Artist:    Led Zeppelin
Title:    Out On The Tiles
Source:    CD: Led Zeppelin III
Writer(s):    Bonham/Page/Plant
Label:    Atlantic
Year:    1970
    The third Led Zeppelin is known for being a departure from the formula established on the band's first two albums. As a general rule, it is more acoustic in nature than other Zeppelin albums, thanks in large part to having been composed when Robert Plant and Jimmy Page were living in a cottage with no electricity called Bron-Yr-Aur. One exception to this acoustic direction, however, was Out On The Tiles, which was brought to the band by drummer John Bonham, and then fleshed out by Page and Plant.

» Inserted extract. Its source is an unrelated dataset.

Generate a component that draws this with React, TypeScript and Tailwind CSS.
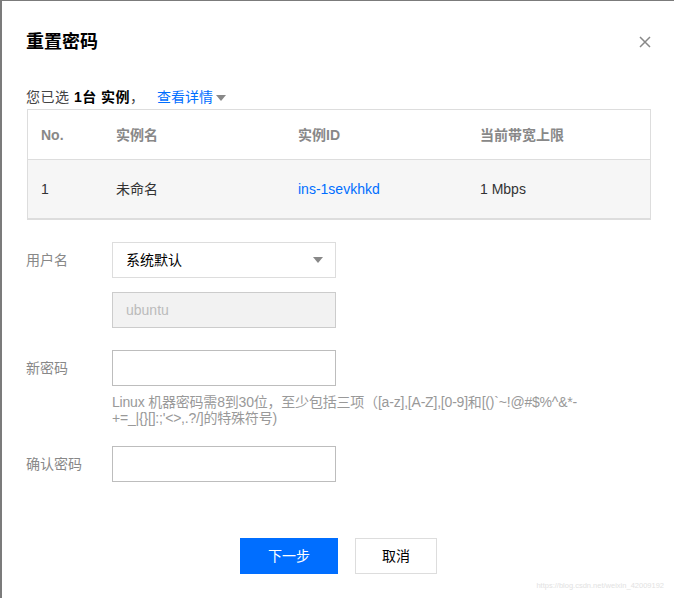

As it turns out, Out On The Tiles, more than any other track on Led Zeppelin III, presages the direction the band's music would take by the end of the 1970s.

Artist:    Wishbone Ash
Title:    Queen Of Torture
Source:    CD: The Collection (originally released on LP: Wishbone Ash)
Writer:    Upton/Turner/Turner/Powell
Label:    Spectrum/Universal (original label: Decca)
Year:    1970
    One of the first bands to use dual lead guitars was Wishbone Ash. When Glen Turner, the band's original guitarist, had to leave, auditions were held, but the remaining members and their manager couldn't decide between the two finalists, Andy Powell and Ted Turner, so they kept both of them. Queen Of Torture, from their 1969 debut album, shows just how well the two guitars meshed.